start
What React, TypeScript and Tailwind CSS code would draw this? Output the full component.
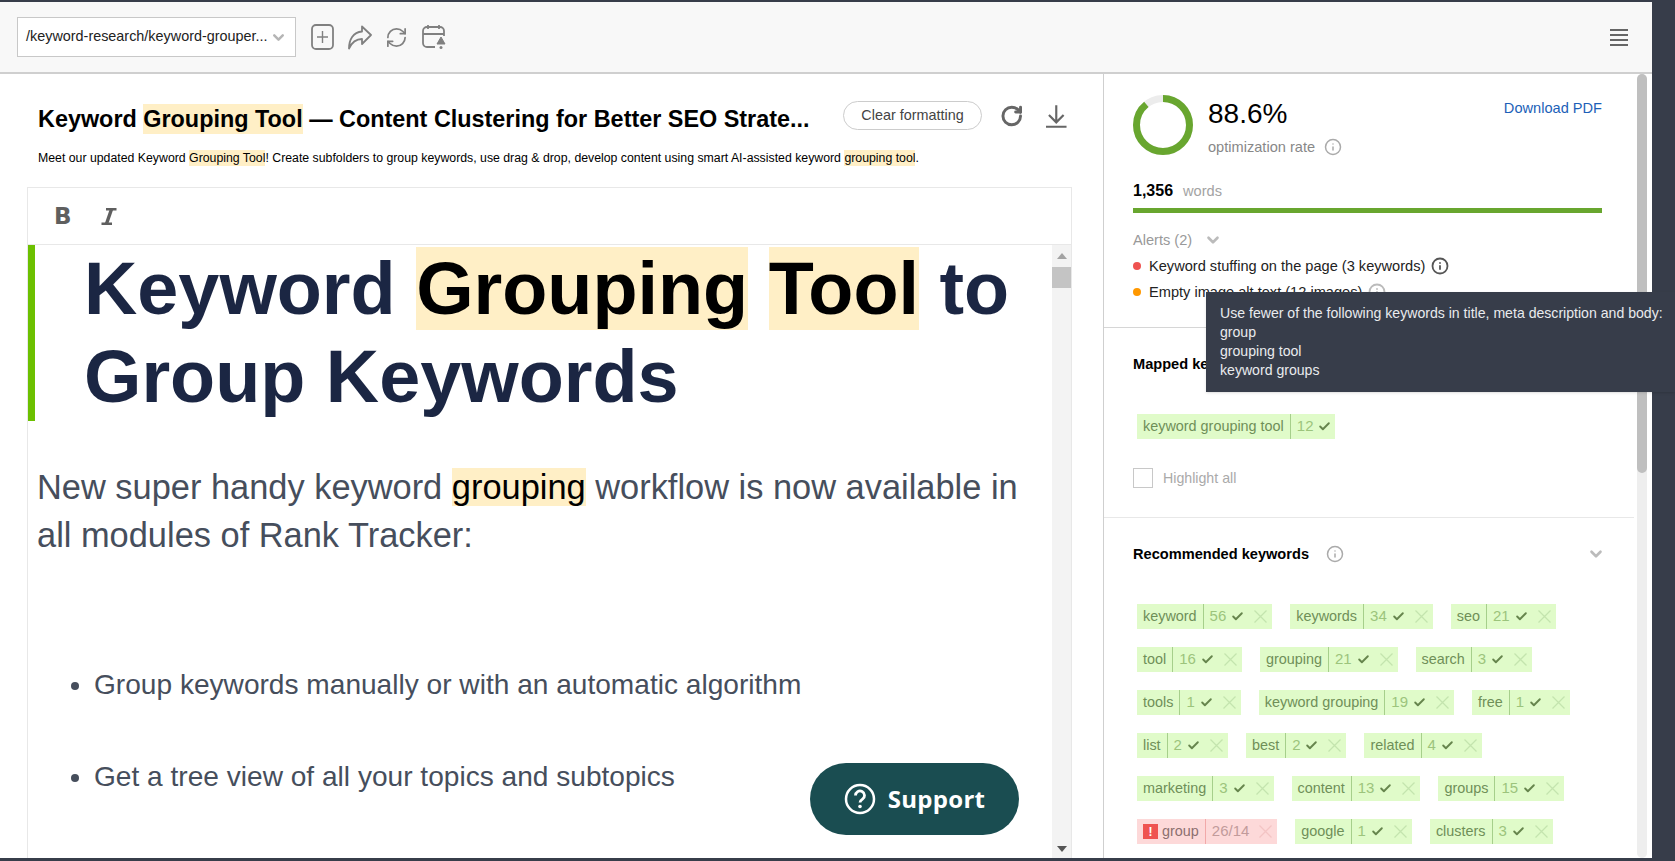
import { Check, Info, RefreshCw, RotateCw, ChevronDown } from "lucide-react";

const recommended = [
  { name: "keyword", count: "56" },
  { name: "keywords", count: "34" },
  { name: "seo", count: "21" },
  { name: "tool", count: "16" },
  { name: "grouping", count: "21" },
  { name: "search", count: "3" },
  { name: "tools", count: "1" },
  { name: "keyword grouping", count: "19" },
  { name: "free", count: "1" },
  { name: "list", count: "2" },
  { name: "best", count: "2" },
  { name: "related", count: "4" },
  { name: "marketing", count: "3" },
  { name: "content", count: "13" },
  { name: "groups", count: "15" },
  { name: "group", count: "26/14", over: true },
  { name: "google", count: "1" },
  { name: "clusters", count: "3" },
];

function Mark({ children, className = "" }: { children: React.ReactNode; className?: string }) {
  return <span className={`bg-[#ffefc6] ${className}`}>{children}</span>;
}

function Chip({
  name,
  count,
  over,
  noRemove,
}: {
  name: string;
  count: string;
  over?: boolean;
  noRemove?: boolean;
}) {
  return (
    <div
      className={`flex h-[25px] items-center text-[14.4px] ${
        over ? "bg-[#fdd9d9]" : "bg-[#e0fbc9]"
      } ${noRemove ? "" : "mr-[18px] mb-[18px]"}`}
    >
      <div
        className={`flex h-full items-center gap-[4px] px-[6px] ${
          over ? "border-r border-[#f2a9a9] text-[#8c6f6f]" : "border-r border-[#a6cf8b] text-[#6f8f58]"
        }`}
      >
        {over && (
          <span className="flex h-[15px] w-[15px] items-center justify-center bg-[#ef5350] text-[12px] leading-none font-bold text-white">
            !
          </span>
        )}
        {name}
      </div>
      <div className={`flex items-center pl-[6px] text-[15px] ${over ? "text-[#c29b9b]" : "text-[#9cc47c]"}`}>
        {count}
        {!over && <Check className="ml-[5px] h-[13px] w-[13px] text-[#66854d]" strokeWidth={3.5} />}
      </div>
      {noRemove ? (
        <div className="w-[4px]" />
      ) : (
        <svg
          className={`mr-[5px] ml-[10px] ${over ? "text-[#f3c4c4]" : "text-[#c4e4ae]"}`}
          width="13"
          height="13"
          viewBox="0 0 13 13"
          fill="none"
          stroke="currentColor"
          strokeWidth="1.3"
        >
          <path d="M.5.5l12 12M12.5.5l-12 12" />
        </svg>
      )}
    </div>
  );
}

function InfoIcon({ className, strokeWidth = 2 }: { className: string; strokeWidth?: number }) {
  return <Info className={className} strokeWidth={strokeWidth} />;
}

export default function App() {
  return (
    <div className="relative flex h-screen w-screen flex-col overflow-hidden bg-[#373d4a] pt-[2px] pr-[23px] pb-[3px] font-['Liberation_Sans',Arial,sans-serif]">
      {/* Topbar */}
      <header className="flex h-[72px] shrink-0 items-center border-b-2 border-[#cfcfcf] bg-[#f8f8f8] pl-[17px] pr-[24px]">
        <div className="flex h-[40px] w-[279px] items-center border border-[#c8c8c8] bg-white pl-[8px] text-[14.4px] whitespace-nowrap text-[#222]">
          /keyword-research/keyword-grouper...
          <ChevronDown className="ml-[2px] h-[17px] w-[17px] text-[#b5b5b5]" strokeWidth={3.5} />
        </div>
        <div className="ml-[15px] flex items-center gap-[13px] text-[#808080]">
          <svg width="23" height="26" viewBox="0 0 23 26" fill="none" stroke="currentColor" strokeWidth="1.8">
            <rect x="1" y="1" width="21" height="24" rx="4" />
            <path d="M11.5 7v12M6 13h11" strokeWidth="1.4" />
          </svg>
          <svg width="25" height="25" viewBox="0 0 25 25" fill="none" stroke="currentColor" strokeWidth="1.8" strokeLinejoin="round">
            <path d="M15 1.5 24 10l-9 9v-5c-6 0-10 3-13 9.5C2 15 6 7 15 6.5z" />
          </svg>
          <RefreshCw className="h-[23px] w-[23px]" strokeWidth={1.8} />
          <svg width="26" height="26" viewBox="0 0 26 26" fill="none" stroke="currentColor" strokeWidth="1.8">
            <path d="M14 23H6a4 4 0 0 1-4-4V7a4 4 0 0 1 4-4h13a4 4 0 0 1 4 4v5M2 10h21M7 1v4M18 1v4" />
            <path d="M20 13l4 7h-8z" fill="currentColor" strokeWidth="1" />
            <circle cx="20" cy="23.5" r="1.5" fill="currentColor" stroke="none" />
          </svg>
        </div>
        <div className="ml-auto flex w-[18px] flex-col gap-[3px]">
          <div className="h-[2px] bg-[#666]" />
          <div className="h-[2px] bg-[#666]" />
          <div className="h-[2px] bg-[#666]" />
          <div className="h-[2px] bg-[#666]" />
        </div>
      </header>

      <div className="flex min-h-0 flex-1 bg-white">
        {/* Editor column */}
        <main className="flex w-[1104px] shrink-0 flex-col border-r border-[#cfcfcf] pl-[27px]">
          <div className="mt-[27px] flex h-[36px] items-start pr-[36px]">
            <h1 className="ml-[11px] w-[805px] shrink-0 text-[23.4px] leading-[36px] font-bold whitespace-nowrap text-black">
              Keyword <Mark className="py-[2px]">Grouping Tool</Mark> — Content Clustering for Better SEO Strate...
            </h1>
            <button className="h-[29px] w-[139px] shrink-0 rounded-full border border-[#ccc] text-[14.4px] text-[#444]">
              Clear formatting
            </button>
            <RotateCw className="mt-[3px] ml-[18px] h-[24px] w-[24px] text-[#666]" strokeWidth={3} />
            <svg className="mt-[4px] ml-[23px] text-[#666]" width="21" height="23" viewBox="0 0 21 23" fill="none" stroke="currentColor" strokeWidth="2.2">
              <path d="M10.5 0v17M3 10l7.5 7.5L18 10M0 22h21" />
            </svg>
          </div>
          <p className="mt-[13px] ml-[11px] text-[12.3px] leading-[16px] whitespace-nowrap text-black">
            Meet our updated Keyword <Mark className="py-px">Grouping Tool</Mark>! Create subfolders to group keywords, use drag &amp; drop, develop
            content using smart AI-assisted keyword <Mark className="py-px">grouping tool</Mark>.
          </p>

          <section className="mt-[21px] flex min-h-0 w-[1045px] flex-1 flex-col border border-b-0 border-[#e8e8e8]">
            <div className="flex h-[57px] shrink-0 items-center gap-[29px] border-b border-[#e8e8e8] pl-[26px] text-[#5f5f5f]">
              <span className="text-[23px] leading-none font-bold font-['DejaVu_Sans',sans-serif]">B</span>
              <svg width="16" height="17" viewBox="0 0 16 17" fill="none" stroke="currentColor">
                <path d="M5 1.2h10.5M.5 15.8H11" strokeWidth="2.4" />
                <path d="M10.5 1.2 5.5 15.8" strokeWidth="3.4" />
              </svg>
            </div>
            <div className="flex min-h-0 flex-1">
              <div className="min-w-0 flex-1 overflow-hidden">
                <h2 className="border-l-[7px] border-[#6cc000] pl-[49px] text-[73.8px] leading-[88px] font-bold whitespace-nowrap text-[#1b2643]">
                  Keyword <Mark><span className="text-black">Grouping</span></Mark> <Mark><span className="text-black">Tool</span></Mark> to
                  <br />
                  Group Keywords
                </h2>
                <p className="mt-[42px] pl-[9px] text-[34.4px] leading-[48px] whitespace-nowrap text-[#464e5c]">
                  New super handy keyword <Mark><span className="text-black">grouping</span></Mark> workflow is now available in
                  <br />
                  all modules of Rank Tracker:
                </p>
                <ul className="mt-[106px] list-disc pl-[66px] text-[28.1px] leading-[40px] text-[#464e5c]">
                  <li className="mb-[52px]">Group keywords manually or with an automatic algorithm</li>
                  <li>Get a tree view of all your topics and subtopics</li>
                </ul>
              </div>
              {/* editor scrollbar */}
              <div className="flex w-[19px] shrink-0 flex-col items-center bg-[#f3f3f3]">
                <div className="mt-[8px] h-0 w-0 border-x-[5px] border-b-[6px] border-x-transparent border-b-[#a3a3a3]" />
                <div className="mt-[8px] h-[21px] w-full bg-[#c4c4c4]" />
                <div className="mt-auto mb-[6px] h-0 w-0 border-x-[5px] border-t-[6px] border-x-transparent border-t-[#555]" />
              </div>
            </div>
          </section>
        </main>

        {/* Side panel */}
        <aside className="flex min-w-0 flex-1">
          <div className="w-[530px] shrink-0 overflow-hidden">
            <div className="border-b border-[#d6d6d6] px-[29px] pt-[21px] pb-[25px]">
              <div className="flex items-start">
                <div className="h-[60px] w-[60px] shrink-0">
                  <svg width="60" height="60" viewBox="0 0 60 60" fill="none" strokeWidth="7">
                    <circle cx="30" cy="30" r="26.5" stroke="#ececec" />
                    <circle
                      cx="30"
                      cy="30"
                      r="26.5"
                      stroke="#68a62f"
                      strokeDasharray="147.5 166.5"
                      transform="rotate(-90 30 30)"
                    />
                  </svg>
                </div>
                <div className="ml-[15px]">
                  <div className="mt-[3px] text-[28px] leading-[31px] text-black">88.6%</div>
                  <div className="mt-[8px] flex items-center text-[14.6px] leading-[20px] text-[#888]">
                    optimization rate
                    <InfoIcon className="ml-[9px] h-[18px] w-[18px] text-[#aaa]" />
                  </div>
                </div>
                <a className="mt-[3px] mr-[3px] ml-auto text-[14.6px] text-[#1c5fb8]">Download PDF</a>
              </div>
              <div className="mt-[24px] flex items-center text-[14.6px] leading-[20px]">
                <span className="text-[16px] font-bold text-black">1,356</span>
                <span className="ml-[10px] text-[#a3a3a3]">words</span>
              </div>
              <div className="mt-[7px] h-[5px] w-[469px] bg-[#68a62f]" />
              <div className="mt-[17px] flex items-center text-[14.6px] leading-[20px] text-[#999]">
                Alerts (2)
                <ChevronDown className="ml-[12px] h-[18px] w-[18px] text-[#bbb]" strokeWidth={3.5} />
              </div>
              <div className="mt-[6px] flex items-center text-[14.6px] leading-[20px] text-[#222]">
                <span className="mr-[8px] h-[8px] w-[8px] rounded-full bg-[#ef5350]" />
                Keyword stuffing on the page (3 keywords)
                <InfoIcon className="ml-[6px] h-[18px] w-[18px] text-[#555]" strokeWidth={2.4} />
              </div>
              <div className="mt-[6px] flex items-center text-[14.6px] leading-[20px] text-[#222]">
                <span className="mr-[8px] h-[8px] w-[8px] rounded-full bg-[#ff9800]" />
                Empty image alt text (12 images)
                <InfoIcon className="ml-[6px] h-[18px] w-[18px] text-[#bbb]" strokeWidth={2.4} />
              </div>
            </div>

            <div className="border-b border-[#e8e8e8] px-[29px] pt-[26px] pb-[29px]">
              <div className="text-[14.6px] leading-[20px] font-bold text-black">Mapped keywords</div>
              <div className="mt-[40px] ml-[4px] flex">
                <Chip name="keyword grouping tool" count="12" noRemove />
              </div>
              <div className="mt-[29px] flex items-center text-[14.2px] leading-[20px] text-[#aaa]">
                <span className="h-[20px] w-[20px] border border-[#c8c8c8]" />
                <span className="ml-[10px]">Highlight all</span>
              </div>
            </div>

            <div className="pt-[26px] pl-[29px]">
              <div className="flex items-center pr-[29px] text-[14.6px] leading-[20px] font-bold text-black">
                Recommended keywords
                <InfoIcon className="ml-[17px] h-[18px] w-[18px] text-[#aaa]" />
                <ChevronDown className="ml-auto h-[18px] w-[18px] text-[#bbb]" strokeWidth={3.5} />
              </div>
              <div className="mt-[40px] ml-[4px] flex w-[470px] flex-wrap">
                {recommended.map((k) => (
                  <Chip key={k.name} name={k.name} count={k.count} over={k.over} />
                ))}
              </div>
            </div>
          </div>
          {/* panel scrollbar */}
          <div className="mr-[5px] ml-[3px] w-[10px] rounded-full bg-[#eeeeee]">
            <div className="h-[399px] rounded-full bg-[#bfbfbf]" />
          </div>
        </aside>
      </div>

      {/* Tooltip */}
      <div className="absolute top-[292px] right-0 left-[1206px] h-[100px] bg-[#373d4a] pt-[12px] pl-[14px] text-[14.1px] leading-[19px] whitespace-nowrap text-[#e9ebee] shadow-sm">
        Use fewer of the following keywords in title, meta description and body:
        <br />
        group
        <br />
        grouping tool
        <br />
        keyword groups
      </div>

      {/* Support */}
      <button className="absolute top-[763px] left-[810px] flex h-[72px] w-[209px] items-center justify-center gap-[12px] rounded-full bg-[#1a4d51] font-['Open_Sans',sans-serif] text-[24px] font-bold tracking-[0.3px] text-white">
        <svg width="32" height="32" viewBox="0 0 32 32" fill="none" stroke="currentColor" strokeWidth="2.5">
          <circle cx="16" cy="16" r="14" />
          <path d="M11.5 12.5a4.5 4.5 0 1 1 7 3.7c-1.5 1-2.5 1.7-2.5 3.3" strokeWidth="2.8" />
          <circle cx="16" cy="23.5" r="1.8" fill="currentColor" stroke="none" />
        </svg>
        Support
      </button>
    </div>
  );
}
end
### What you have to do
Determine how many lines of the listing hold the word "full" and reply with that figure alone.

### Result of the exercise
9